Tuesday, June 19, 2007

A Contrarian on Interest Only ARMs

So let's assume you've got full use of your cognitive facilities, and actually get the best loan for which you qualify. But should it be a conventional, ARM, or what? Obviously not an interest-only ARM... as we've already assumed you're not stupid.

But wait... here's a contrarian view. Everyday Finance rightly points out that you don't pay down much principle in the first several years of a loan. And if you're not planning on living in your home more than the time period of the interest-only rate, then you haven't lost much. At 6% interest, in the first 10 years of a 30 year loan, you'd pay down less than 17% of your principle, or about $49,000 on $300,000. So from a risk perspective, it's not as bad as people make it out to be. And if you don't blow that extra money on hookers and coke, you can actually get better returns.

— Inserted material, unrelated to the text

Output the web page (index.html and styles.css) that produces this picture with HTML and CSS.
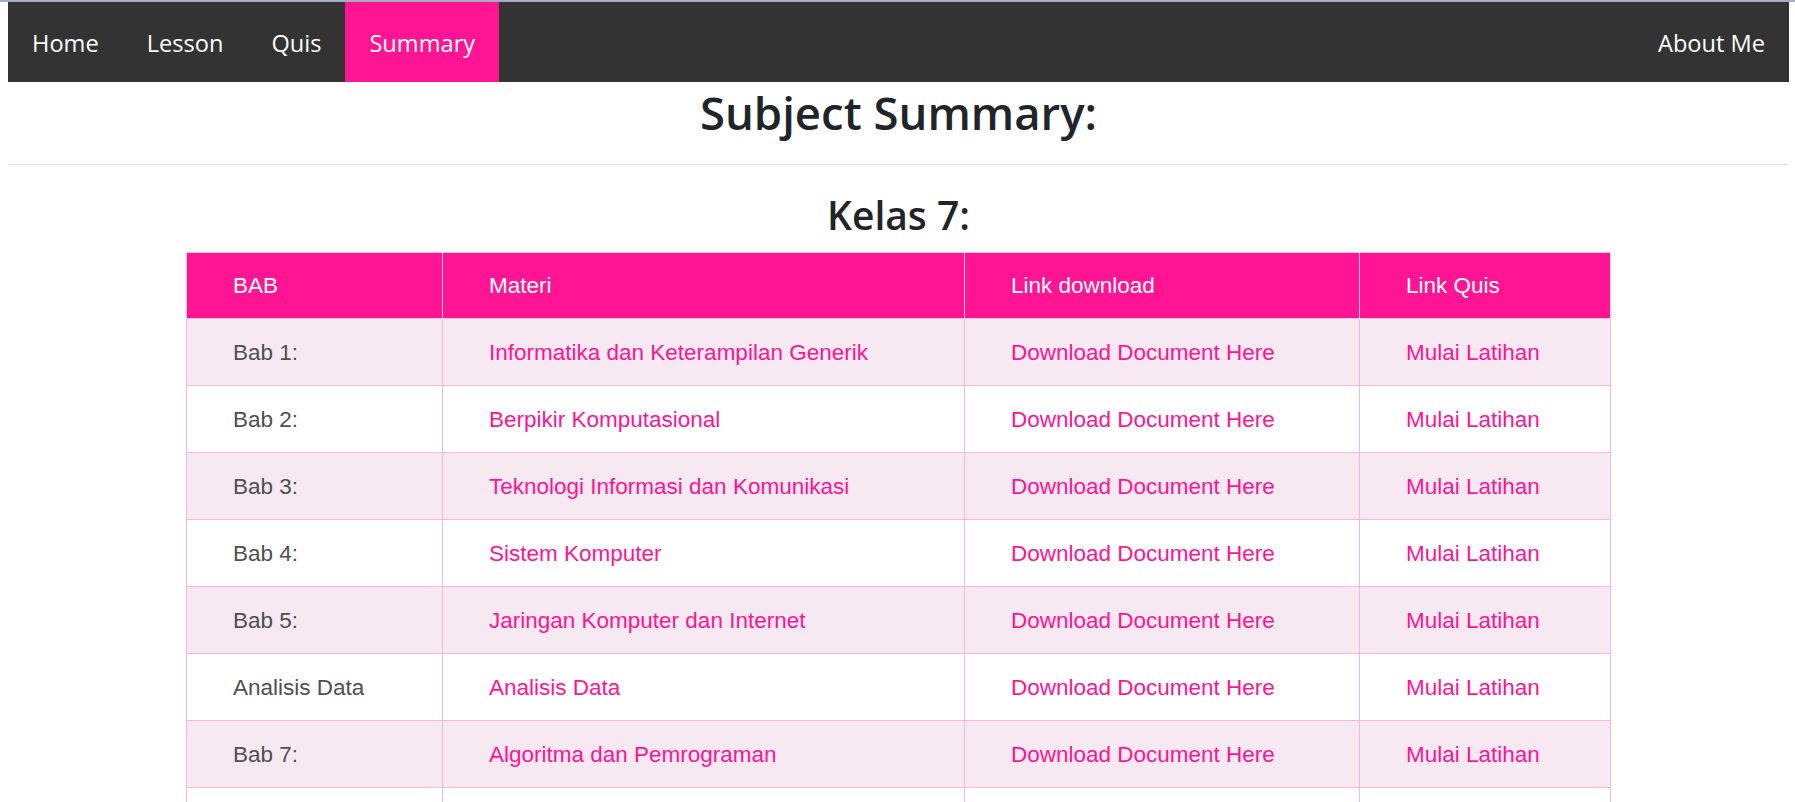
FILE: index.html
```html
<!DOCTYPE html>
<html lang="id">
<head>
<meta charset="utf-8">
<title>Subject Summary</title>
<link rel="stylesheet" href="styles.css">
</head>
<body>
<div class="topstrip"></div>
<div class="wrap">
  <nav class="navbar">
    <ul class="nav-left">
      <li><a class="nav-link" href="#">Home</a></li>
      <li><a class="nav-link" href="#">Lesson</a></li>
      <li><a class="nav-link" href="#">Quis</a></li>
      <li><a class="nav-link active" href="#">Summary</a></li>
    </ul>
    <ul class="nav-right">
      <li><a class="nav-link" href="#">About Me</a></li>
    </ul>
  </nav>
  <h1 class="page-title">Subject Summary:</h1>
  <div class="divider"></div>
  <h2 class="class-title">Kelas 7:</h2>
  <table class="summary">
    <colgroup>
      <col class="c1"><col class="c2"><col class="c3"><col class="c4">
    </colgroup>
    <thead>
      <tr><th>BAB</th><th>Materi</th><th>Link download</th><th>Link Quis</th></tr>
    </thead>
    <tbody>
      <tr><td>Bab 1:</td><td><a href="#">Informatika dan Keterampilan Generik</a></td><td><a href="#">Download Document Here</a></td><td><a href="#">Mulai Latihan</a></td></tr>
      <tr><td>Bab 2:</td><td><a href="#">Berpikir Komputasional</a></td><td><a href="#">Download Document Here</a></td><td><a href="#">Mulai Latihan</a></td></tr>
      <tr><td>Bab 3:</td><td><a href="#">Teknologi Informasi dan Komunikasi</a></td><td><a href="#">Download Document Here</a></td><td><a href="#">Mulai Latihan</a></td></tr>
      <tr><td>Bab 4:</td><td><a href="#">Sistem Komputer</a></td><td><a href="#">Download Document Here</a></td><td><a href="#">Mulai Latihan</a></td></tr>
      <tr><td>Bab 5:</td><td><a href="#">Jaringan Komputer dan Internet</a></td><td><a href="#">Download Document Here</a></td><td><a href="#">Mulai Latihan</a></td></tr>
      <tr><td>Analisis Data</td><td><a href="#">Analisis Data</a></td><td><a href="#">Download Document Here</a></td><td><a href="#">Mulai Latihan</a></td></tr>
      <tr><td>Bab 7:</td><td><a href="#">Algoritma dan Pemrograman</a></td><td><a href="#">Download Document Here</a></td><td><a href="#">Mulai Latihan</a></td></tr>
      <tr><td>Bab 8:</td><td><a href="#">Dampak Sosial Informatika</a></td><td><a href="#">Download Document Here</a></td><td><a href="#">Mulai Latihan</a></td></tr>
    </tbody>
  </table>
</div>
</body>
</html>
```
FILE: styles.css
```css
html, body {
  margin: 0;
  padding: 0;
  background: #ffffff;
}
body {
  font-family: "Open Sans", "Noto Sans", sans-serif;
  color: #212529;
}
.topstrip {
  height: 2px;
  background: #a3aec6;
}
.wrap {
  padding: 0 6px 40px 8px;
}
.navbar {
  display: flex;
  justify-content: space-between;
  align-items: stretch;
  height: 80px;
  background: #333333;
}
.nav-left, .nav-right {
  display: flex;
  list-style: none;
  margin: 0;
  padding: 0;
}
.nav-left li, .nav-right li {
  display: flex;
}
.nav-link {
  display: flex;
  align-items: center;
  padding: 2px 24px 0;
  color: #ffffff;
  text-decoration: none;
  font-size: 23.6px;
}
.nav-link.active {
  background: #ff1493;
}
.page-title {
  margin: 3px 0 0;
  font-size: 45.5px;
  line-height: 55px;
  font-weight: 600;
  text-align: center;
}
.divider {
  margin-top: 24px;
  border-top: 1px solid #e3e3e3;
}
.class-title {
  margin: 26px 0 14px;
  font-size: 39px;
  line-height: 47px;
  font-weight: 600;
  text-align: center;
}
.summary {
  width: 1424px;
  margin: 0 auto;
  border-collapse: collapse;
  table-layout: fixed;
  font-family: "Liberation Sans", Arial, sans-serif;
  font-size: 22.5px;
}
.c1 { width: 256px; }
.c2 { width: 522px; }
.c3 { width: 395px; }
.c4 { width: 251px; }
.summary th, .summary td {
  border: 1px solid #f7b7dc;
  padding: 1px 0 0 46px;
  text-align: left;
  vertical-align: middle;
  white-space: nowrap;
}
.summary th {
  height: 64px;
  background: #ff1493;
  color: #ffffff;
  font-weight: normal;
  border-color: #fbc6e4;
}
.summary td {
  height: 65px;
  color: #4f4f4f;
}
.summary tbody tr:nth-child(odd) td {
  background: #f6e9f2;
}
.summary a {
  color: #ff1493;
  text-decoration: none;
}
```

If you've got a low low interest rate (assuming taking interest only doesn't increase your rate), you're probably better off investing your extra cash elsewhere like, say, the stock market. Then instead of $49,000 in equity you could have $55,000 in stock. Hell, I do this with my 1.9% APR car loan right now. Lexus Financial Services is investing in Powershares Water Resources (PHO) on my behalf, and I'd never pay off that loan if I didn't have to.

Don't quite agree with everything in Everyday Finance's analysis (for example, paying down principle is not the same as giving the bank free money) but the key point remains - don't be a sheeple and blindly accept advice from Money Magazine without thinking it through on your own.

SubPrime by Choice

One of the key assumptions of neoclassical economics, one that colors theories and analysis put forth by its practitioners, is that people act in their own rational self interest. How, then, can they explain this report from Fannie Mae that half of the sub-prime loans they purchased in 2005 were held by borrowers that could have qualified for prime loans?

Let's pause for a second to digest that.

The difference between prime and sub-prime loans could be up to 3 percentage points. Even if it's just two points, you're looking at hundreds of dollars a month on your standard Los Angeles mortgage.

So who doesn't shop around when they are taking out a $300,000 loan? Rational people for whom the the several hundred dollars a month is worth less than the time it would take to find a better loan? I'm pretty sure that The V-Train's meddlesome cousin (a former sub-prime loan underwriter) has something to do with this.

Or perhaps people act in their own self interest only if they can recognize what their interests are. Rational, but retarded.